_INSTRUCTIONS FOR THE TASK_.
Every line containing the word "index" needs to be found and copied.

_INPUT FOR THIS TASK_.
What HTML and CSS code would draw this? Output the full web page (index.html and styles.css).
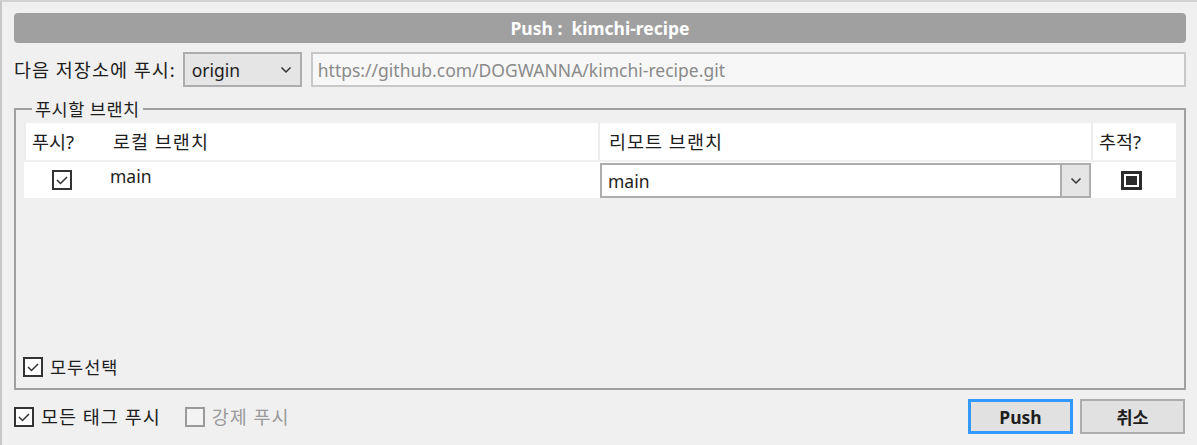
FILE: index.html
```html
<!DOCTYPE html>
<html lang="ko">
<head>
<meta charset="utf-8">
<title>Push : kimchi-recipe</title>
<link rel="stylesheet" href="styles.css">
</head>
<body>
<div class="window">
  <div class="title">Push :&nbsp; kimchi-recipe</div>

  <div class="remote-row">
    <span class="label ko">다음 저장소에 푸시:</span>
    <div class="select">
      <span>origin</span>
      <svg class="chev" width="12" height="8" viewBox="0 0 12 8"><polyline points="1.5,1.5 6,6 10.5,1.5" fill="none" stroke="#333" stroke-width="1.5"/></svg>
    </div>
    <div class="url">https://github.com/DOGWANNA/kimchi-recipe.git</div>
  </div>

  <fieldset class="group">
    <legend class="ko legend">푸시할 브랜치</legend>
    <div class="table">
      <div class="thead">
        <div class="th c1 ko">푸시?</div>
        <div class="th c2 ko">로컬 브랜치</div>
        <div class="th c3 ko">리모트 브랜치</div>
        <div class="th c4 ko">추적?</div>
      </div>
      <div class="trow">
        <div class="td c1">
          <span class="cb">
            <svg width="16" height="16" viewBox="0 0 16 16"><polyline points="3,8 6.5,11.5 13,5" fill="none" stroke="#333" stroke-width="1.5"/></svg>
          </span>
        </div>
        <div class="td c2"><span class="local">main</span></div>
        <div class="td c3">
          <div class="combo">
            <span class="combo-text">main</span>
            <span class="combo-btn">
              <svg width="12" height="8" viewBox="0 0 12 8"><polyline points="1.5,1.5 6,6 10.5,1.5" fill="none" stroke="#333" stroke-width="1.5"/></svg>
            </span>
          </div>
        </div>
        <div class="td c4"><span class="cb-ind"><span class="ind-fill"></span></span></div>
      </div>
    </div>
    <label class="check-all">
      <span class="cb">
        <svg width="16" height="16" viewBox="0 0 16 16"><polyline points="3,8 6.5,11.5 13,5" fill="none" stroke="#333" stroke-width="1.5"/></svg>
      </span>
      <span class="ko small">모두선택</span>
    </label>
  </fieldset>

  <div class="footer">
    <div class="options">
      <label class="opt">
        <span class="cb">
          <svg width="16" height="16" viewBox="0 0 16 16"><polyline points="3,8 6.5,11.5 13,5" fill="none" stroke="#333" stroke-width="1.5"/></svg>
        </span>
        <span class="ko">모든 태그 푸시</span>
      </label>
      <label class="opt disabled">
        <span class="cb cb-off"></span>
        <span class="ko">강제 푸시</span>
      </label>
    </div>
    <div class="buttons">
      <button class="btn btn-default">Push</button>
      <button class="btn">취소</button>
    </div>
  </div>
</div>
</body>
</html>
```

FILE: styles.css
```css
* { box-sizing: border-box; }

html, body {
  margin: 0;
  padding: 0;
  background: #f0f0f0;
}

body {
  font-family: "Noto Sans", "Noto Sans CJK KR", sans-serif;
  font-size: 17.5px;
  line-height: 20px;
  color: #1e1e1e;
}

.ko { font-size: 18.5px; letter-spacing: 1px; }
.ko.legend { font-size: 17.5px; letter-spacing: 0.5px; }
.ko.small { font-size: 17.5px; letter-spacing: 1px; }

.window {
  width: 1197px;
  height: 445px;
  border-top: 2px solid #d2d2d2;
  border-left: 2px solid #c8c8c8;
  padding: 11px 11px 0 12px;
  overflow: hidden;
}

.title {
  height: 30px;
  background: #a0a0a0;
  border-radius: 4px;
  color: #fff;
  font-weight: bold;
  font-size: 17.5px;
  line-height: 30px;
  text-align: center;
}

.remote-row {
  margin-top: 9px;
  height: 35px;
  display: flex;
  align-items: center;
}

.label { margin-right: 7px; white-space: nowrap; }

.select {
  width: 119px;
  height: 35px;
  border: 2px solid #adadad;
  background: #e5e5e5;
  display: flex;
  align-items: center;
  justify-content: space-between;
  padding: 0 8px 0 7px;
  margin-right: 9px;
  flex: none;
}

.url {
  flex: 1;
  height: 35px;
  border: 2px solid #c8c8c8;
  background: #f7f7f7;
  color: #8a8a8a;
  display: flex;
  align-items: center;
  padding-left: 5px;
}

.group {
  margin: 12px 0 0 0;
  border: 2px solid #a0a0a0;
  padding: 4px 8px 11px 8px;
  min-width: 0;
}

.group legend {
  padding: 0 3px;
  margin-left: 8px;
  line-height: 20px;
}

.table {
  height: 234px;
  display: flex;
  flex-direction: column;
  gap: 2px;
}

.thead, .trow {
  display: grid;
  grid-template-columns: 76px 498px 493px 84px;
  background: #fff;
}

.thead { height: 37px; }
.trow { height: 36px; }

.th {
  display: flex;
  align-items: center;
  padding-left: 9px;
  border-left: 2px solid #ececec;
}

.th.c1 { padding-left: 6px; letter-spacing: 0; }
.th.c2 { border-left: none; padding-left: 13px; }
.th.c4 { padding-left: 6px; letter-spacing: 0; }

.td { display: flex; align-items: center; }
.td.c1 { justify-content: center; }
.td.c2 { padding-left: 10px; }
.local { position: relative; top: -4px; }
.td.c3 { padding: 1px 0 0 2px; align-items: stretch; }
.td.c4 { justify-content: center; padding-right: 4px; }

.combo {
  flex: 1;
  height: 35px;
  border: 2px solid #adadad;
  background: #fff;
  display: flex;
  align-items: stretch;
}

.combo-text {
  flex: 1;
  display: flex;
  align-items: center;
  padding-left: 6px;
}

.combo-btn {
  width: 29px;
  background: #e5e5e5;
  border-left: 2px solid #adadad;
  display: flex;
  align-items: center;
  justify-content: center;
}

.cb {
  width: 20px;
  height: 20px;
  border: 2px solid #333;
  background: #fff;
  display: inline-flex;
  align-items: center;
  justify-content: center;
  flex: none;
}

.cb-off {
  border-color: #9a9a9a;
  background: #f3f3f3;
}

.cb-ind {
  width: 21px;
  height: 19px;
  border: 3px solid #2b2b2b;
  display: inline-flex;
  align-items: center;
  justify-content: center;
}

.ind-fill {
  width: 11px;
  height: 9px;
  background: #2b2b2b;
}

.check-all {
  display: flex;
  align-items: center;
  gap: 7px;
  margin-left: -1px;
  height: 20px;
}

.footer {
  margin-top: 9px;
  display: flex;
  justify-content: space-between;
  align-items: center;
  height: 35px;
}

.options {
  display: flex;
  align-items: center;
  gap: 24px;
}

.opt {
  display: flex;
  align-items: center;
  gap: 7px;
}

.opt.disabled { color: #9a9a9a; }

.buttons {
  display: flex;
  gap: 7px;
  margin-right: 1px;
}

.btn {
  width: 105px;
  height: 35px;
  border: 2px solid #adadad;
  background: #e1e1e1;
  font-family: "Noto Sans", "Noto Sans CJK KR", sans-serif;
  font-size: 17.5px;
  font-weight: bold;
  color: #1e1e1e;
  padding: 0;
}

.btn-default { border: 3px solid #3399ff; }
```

---

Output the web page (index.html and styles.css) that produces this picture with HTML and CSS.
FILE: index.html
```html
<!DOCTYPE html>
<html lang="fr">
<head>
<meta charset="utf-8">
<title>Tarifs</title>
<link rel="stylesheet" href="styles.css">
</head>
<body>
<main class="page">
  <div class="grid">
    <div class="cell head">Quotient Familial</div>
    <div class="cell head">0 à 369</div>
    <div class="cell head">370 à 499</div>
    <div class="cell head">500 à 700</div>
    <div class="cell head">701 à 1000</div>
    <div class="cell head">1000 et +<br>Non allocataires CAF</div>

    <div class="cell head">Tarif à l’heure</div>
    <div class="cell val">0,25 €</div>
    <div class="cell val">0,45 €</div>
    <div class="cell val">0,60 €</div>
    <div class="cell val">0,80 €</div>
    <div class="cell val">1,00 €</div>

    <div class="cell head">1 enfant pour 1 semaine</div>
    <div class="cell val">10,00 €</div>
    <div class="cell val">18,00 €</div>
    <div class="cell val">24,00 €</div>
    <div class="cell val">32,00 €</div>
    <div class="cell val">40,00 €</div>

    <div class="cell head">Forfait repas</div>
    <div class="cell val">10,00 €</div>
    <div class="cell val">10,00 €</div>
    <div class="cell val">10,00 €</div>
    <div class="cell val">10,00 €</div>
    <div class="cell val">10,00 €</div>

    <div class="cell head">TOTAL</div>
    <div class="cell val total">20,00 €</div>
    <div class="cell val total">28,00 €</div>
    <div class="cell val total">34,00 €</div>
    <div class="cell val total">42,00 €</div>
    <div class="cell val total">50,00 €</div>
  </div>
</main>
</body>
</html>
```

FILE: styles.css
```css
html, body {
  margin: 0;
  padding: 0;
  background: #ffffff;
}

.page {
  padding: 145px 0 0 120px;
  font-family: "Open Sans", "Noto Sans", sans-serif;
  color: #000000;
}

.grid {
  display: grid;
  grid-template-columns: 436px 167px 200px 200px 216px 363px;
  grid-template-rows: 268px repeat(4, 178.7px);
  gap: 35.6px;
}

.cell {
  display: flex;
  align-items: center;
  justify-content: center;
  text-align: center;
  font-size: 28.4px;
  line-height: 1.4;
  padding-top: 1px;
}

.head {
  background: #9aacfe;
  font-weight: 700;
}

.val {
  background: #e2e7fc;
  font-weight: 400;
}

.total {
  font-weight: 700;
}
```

_EXERCISE RESULT_.
What HTML and CSS code would draw this? Output the full web page (index.html and styles.css).
FILE: index.html
Output the web page (index.html and styles.css) that produces this picture with HTML and CSS.
FILE: index.html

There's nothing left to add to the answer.